═════ Information shown ═════

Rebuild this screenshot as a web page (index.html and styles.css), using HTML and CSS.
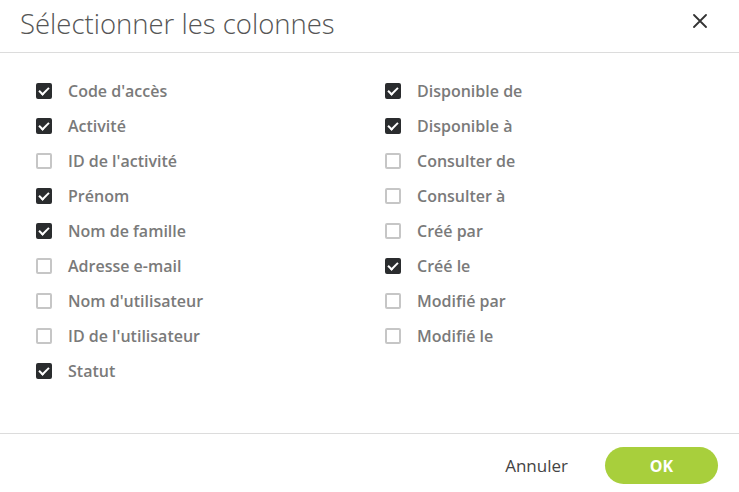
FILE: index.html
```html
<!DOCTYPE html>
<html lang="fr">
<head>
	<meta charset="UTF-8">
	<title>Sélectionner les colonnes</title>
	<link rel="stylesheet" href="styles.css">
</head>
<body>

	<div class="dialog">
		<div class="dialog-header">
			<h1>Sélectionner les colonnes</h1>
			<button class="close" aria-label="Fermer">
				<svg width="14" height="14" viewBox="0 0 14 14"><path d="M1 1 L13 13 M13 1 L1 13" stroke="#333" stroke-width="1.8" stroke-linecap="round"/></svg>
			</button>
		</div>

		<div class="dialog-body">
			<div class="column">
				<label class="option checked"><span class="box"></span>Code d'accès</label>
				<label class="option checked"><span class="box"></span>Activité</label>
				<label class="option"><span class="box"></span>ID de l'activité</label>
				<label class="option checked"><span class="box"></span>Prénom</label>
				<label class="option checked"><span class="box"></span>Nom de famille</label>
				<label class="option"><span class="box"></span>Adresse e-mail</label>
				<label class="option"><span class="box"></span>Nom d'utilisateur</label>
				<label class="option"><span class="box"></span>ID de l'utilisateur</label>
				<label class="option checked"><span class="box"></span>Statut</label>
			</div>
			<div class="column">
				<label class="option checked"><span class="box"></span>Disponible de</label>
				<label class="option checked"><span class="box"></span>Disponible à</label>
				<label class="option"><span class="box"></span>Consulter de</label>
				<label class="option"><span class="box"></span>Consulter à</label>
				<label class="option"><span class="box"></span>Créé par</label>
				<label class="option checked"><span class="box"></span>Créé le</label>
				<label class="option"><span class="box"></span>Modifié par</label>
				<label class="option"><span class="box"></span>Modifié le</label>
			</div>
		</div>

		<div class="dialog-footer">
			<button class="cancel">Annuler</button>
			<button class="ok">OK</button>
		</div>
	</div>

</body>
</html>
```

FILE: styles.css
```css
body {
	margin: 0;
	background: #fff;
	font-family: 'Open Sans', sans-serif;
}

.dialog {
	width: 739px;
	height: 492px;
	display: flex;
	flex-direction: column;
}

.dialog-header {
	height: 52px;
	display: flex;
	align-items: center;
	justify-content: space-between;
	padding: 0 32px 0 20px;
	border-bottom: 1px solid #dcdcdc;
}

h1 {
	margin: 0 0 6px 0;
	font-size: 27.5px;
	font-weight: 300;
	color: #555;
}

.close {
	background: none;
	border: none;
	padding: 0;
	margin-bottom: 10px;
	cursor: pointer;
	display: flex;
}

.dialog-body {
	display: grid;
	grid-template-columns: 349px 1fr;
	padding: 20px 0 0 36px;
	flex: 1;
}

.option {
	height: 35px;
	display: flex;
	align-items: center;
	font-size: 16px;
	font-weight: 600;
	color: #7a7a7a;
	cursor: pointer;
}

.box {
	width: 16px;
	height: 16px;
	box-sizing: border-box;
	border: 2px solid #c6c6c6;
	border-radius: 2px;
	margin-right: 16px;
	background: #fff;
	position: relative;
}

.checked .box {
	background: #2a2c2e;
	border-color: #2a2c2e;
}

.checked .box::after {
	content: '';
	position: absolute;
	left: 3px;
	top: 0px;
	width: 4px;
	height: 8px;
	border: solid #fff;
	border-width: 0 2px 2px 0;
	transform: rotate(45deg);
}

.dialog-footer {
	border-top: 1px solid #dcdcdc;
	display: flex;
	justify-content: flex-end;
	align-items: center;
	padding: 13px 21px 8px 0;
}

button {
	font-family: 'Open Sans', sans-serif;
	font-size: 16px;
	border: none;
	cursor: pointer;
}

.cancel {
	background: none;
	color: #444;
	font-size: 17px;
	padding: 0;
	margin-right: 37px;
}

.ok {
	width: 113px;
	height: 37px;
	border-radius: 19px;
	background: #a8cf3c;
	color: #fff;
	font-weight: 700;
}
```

═════

**Work to complete:** Keep the pictures out of the copy and write out the data exactly as it stands.

**Response to the task:**
Rebuild this screenshot as a web page (index.html and styles.css), using HTML and CSS.
FILE: index.html
```html
<!DOCTYPE html>
<html lang="fr">
<head>
	<meta charset="UTF-8">
	<title>Sélectionner les colonnes</title>
	<link rel="stylesheet" href="styles.css">
</head>
<body>

	<div class="dialog">
		<div class="dialog-header">
			<h1>Sélectionner les colonnes</h1>
			<button class="close" aria-label="Fermer">
				<svg width="14" height="14" viewBox="0 0 14 14"><path d="M1 1 L13 13 M13 1 L1 13" stroke="#333" stroke-width="1.8" stroke-linecap="round"/></svg>
			</button>
		</div>

		<div class="dialog-body">
			<div class="column">
				<label class="option checked"><span class="box"></span>Code d'accès</label>
				<label class="option checked"><span class="box"></span>Activité</label>
				<label class="option"><span class="box"></span>ID de l'activité</label>
				<label class="option checked"><span class="box"></span>Prénom</label>
				<label class="option checked"><span class="box"></span>Nom de famille</label>
				<label class="option"><span class="box"></span>Adresse e-mail</label>
				<label class="option"><span class="box"></span>Nom d'utilisateur</label>
				<label class="option"><span class="box"></span>ID de l'utilisateur</label>
				<label class="option checked"><span class="box"></span>Statut</label>
			</div>
			<div class="column">
				<label class="option checked"><span class="box"></span>Disponible de</label>
				<label class="option checked"><span class="box"></span>Disponible à</label>
				<label class="option"><span class="box"></span>Consulter de</label>
				<label class="option"><span class="box"></span>Consulter à</label>
				<label class="option"><span class="box"></span>Créé par</label>
				<label class="option checked"><span class="box"></span>Créé le</label>
				<label class="option"><span class="box"></span>Modifié par</label>
				<label class="option"><span class="box"></span>Modifié le</label>
			</div>
		</div>

		<div class="dialog-footer">
			<button class="cancel">Annuler</button>
			<button class="ok">OK</button>
		</div>
	</div>

</body>
</html>
```

FILE: styles.css
```css
body {
	margin: 0;
	background: #fff;
	font-family: 'Open Sans', sans-serif;
}

.dialog {
	width: 739px;
	height: 492px;
	display: flex;
	flex-direction: column;
}

.dialog-header {
	height: 52px;
	display: flex;
	align-items: center;
	justify-content: space-between;
	padding: 0 32px 0 20px;
	border-bottom: 1px solid #dcdcdc;
}

h1 {
	margin: 0 0 6px 0;
	font-size: 27.5px;
	font-weight: 300;
	color: #555;
}

.close {
	background: none;
	border: none;
	padding: 0;
	margin-bottom: 10px;
	cursor: pointer;
	display: flex;
}

.dialog-body {
	display: grid;
	grid-template-columns: 349px 1fr;
	padding: 20px 0 0 36px;
	flex: 1;
}

.option {
	height: 35px;
	display: flex;
	align-items: center;
	font-size: 16px;
	font-weight: 600;
	color: #7a7a7a;
	cursor: pointer;
}

.box {
	width: 16px;
	height: 16px;
	box-sizing: border-box;
	border: 2px solid #c6c6c6;
	border-radius: 2px;
	margin-right: 16px;
	background: #fff;
	position: relative;
}

.checked .box {
	background: #2a2c2e;
	border-color: #2a2c2e;
}

.checked .box::after {
	content: '';
	position: absolute;
	left: 3px;
	top: 0px;
	width: 4px;
	height: 8px;
	border: solid #fff;
	border-width: 0 2px 2px 0;
	transform: rotate(45deg);
}

.dialog-footer {
	border-top: 1px solid #dcdcdc;
	display: flex;
	justify-content: flex-end;
	align-items: center;
	padding: 13px 21px 8px 0;
}

button {
	font-family: 'Open Sans', sans-serif;
	font-size: 16px;
	border: none;
	cursor: pointer;
}

.cancel {
	background: none;
	color: #444;
	font-size: 17px;
	padding: 0;
	margin-right: 37px;
}

.ok {
	width: 113px;
	height: 37px;
	border-radius: 19px;
	background: #a8cf3c;
	color: #fff;
	font-weight: 700;
}
```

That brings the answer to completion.